*DIRECTIONS FOR THIS TASK*
Reproduce the listing word for word. Skip any image.

*DATA EXTRACT*
--- Start ---

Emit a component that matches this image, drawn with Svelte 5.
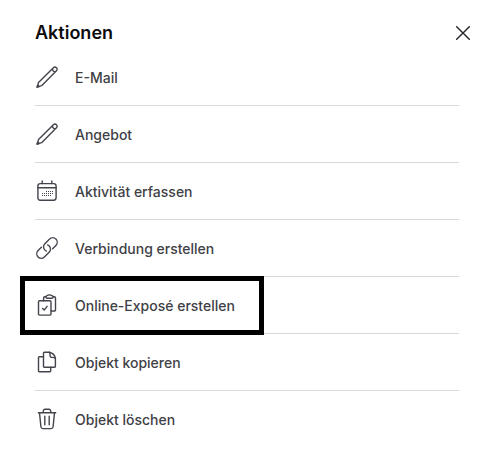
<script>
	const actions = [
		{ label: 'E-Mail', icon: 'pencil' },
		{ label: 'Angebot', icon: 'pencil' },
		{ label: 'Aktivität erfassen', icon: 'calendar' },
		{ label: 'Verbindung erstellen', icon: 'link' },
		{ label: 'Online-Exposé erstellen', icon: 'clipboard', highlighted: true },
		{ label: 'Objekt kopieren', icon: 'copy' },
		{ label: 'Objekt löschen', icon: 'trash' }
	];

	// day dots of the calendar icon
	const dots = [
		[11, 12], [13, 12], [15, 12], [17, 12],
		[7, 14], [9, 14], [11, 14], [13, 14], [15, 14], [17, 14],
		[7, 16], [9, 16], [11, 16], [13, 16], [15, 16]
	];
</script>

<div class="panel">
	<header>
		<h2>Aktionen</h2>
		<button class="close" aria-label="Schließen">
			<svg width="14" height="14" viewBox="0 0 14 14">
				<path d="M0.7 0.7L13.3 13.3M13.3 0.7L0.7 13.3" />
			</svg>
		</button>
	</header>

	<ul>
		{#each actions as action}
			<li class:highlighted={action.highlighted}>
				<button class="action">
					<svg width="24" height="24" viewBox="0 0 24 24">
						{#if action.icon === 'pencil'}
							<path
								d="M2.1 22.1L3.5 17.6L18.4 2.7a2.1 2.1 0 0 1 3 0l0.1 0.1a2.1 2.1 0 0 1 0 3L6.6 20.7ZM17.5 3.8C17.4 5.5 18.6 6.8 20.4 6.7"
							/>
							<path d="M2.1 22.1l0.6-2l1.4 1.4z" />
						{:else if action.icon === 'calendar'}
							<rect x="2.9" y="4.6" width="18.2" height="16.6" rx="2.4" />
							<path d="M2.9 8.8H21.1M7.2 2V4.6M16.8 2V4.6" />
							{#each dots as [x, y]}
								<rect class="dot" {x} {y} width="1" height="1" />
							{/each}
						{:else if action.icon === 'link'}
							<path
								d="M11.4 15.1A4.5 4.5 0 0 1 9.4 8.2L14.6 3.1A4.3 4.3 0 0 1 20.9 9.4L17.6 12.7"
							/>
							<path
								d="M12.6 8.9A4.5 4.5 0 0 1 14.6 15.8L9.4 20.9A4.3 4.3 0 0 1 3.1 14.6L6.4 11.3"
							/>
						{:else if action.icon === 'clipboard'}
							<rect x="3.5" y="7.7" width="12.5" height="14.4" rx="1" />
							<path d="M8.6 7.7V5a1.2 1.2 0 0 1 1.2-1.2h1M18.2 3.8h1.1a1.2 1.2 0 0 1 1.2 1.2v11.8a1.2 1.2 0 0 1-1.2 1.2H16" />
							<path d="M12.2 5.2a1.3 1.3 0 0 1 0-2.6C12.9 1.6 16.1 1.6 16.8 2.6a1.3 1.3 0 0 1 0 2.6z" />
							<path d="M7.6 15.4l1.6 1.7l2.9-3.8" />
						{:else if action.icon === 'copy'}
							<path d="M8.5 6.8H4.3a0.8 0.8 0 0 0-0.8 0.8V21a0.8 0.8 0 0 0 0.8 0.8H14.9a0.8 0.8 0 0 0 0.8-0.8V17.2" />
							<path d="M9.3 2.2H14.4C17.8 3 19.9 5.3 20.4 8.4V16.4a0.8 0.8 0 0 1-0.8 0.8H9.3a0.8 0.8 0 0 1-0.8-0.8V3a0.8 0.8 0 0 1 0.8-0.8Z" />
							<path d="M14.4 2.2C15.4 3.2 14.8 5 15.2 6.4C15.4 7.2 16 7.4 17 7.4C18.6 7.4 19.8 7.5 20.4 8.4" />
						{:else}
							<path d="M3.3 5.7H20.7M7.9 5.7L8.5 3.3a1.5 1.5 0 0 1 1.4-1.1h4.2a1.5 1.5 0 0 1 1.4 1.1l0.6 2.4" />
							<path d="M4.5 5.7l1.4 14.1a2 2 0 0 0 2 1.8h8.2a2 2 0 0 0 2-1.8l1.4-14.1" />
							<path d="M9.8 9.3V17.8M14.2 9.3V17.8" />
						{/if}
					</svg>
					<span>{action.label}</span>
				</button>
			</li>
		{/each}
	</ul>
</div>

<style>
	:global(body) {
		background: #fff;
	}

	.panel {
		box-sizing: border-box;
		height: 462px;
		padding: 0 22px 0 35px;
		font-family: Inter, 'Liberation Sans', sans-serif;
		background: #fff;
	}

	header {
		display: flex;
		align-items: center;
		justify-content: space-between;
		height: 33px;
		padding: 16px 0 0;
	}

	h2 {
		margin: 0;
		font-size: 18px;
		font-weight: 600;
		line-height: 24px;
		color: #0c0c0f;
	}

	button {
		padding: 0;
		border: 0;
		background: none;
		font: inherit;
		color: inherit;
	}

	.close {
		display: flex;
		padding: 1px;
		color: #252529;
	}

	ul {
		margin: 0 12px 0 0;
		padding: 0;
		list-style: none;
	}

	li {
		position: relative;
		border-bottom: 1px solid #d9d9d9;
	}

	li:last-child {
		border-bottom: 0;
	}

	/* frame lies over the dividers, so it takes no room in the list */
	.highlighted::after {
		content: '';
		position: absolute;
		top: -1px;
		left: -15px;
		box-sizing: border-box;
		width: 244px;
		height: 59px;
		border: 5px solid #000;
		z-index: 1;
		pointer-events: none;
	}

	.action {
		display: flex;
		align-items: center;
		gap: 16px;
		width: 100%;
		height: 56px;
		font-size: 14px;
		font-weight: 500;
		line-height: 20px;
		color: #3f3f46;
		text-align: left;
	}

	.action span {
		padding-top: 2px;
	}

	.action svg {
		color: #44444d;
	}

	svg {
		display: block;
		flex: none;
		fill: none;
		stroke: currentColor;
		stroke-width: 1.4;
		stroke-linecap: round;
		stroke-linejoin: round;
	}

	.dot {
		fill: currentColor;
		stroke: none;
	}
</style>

--- End ---

*SOLUTION FOR THIS PROBLEM*
Emit a component that matches this image, drawn with Svelte 5.
<script>
	const actions = [
		{ label: 'E-Mail', icon: 'pencil' },
		{ label: 'Angebot', icon: 'pencil' },
		{ label: 'Aktivität erfassen', icon: 'calendar' },
		{ label: 'Verbindung erstellen', icon: 'link' },
		{ label: 'Online-Exposé erstellen', icon: 'clipboard', highlighted: true },
		{ label: 'Objekt kopieren', icon: 'copy' },
		{ label: 'Objekt löschen', icon: 'trash' }
	];

	// day dots of the calendar icon
	const dots = [
		[11, 12], [13, 12], [15, 12], [17, 12],
		[7, 14], [9, 14], [11, 14], [13, 14], [15, 14], [17, 14],
		[7, 16], [9, 16], [11, 16], [13, 16], [15, 16]
	];
</script>

<div class="panel">
	<header>
		<h2>Aktionen</h2>
		<button class="close" aria-label="Schließen">
			<svg width="14" height="14" viewBox="0 0 14 14">
				<path d="M0.7 0.7L13.3 13.3M13.3 0.7L0.7 13.3" />
			</svg>
		</button>
	</header>

	<ul>
		{#each actions as action}
			<li class:highlighted={action.highlighted}>
				<button class="action">
					<svg width="24" height="24" viewBox="0 0 24 24">
						{#if action.icon === 'pencil'}
							<path
								d="M2.1 22.1L3.5 17.6L18.4 2.7a2.1 2.1 0 0 1 3 0l0.1 0.1a2.1 2.1 0 0 1 0 3L6.6 20.7ZM17.5 3.8C17.4 5.5 18.6 6.8 20.4 6.7"
							/>
							<path d="M2.1 22.1l0.6-2l1.4 1.4z" />
						{:else if action.icon === 'calendar'}
							<rect x="2.9" y="4.6" width="18.2" height="16.6" rx="2.4" />
							<path d="M2.9 8.8H21.1M7.2 2V4.6M16.8 2V4.6" />
							{#each dots as [x, y]}
								<rect class="dot" {x} {y} width="1" height="1" />
							{/each}
						{:else if action.icon === 'link'}
							<path
								d="M11.4 15.1A4.5 4.5 0 0 1 9.4 8.2L14.6 3.1A4.3 4.3 0 0 1 20.9 9.4L17.6 12.7"
							/>
							<path
								d="M12.6 8.9A4.5 4.5 0 0 1 14.6 15.8L9.4 20.9A4.3 4.3 0 0 1 3.1 14.6L6.4 11.3"
							/>
						{:else if action.icon === 'clipboard'}
							<rect x="3.5" y="7.7" width="12.5" height="14.4" rx="1" />
							<path d="M8.6 7.7V5a1.2 1.2 0 0 1 1.2-1.2h1M18.2 3.8h1.1a1.2 1.2 0 0 1 1.2 1.2v11.8a1.2 1.2 0 0 1-1.2 1.2H16" />
							<path d="M12.2 5.2a1.3 1.3 0 0 1 0-2.6C12.9 1.6 16.1 1.6 16.8 2.6a1.3 1.3 0 0 1 0 2.6z" />
							<path d="M7.6 15.4l1.6 1.7l2.9-3.8" />
						{:else if action.icon === 'copy'}
							<path d="M8.5 6.8H4.3a0.8 0.8 0 0 0-0.8 0.8V21a0.8 0.8 0 0 0 0.8 0.8H14.9a0.8 0.8 0 0 0 0.8-0.8V17.2" />
							<path d="M9.3 2.2H14.4C17.8 3 19.9 5.3 20.4 8.4V16.4a0.8 0.8 0 0 1-0.8 0.8H9.3a0.8 0.8 0 0 1-0.8-0.8V3a0.8 0.8 0 0 1 0.8-0.8Z" />
							<path d="M14.4 2.2C15.4 3.2 14.8 5 15.2 6.4C15.4 7.2 16 7.4 17 7.4C18.6 7.4 19.8 7.5 20.4 8.4" />
						{:else}
							<path d="M3.3 5.7H20.7M7.9 5.7L8.5 3.3a1.5 1.5 0 0 1 1.4-1.1h4.2a1.5 1.5 0 0 1 1.4 1.1l0.6 2.4" />
							<path d="M4.5 5.7l1.4 14.1a2 2 0 0 0 2 1.8h8.2a2 2 0 0 0 2-1.8l1.4-14.1" />
							<path d="M9.8 9.3V17.8M14.2 9.3V17.8" />
						{/if}
					</svg>
					<span>{action.label}</span>
				</button>
			</li>
		{/each}
	</ul>
</div>

<style>
	:global(body) {
		background: #fff;
	}

	.panel {
		box-sizing: border-box;
		height: 462px;
		padding: 0 22px 0 35px;
		font-family: Inter, 'Liberation Sans', sans-serif;
		background: #fff;
	}

	header {
		display: flex;
		align-items: center;
		justify-content: space-between;
		height: 33px;
		padding: 16px 0 0;
	}

	h2 {
		margin: 0;
		font-size: 18px;
		font-weight: 600;
		line-height: 24px;
		color: #0c0c0f;
	}

	button {
		padding: 0;
		border: 0;
		background: none;
		font: inherit;
		color: inherit;
	}

	.close {
		display: flex;
		padding: 1px;
		color: #252529;
	}

	ul {
		margin: 0 12px 0 0;
		padding: 0;
		list-style: none;
	}

	li {
		position: relative;
		border-bottom: 1px solid #d9d9d9;
	}

	li:last-child {
		border-bottom: 0;
	}

	/* frame lies over the dividers, so it takes no room in the list */
	.highlighted::after {
		content: '';
		position: absolute;
		top: -1px;
		left: -15px;
		box-sizing: border-box;
		width: 244px;
		height: 59px;
		border: 5px solid #000;
		z-index: 1;
		pointer-events: none;
	}

	.action {
		display: flex;
		align-items: center;
		gap: 16px;
		width: 100%;
		height: 56px;
		font-size: 14px;
		font-weight: 500;
		line-height: 20px;
		color: #3f3f46;
		text-align: left;
	}

	.action span {
		padding-top: 2px;
	}

	.action svg {
		color: #44444d;
	}

	svg {
		display: block;
		flex: none;
		fill: none;
		stroke: currentColor;
		stroke-width: 1.4;
		stroke-linecap: round;
		stroke-linejoin: round;
	}

	.dot {
		fill: currentColor;
		stroke: none;
	}
</style>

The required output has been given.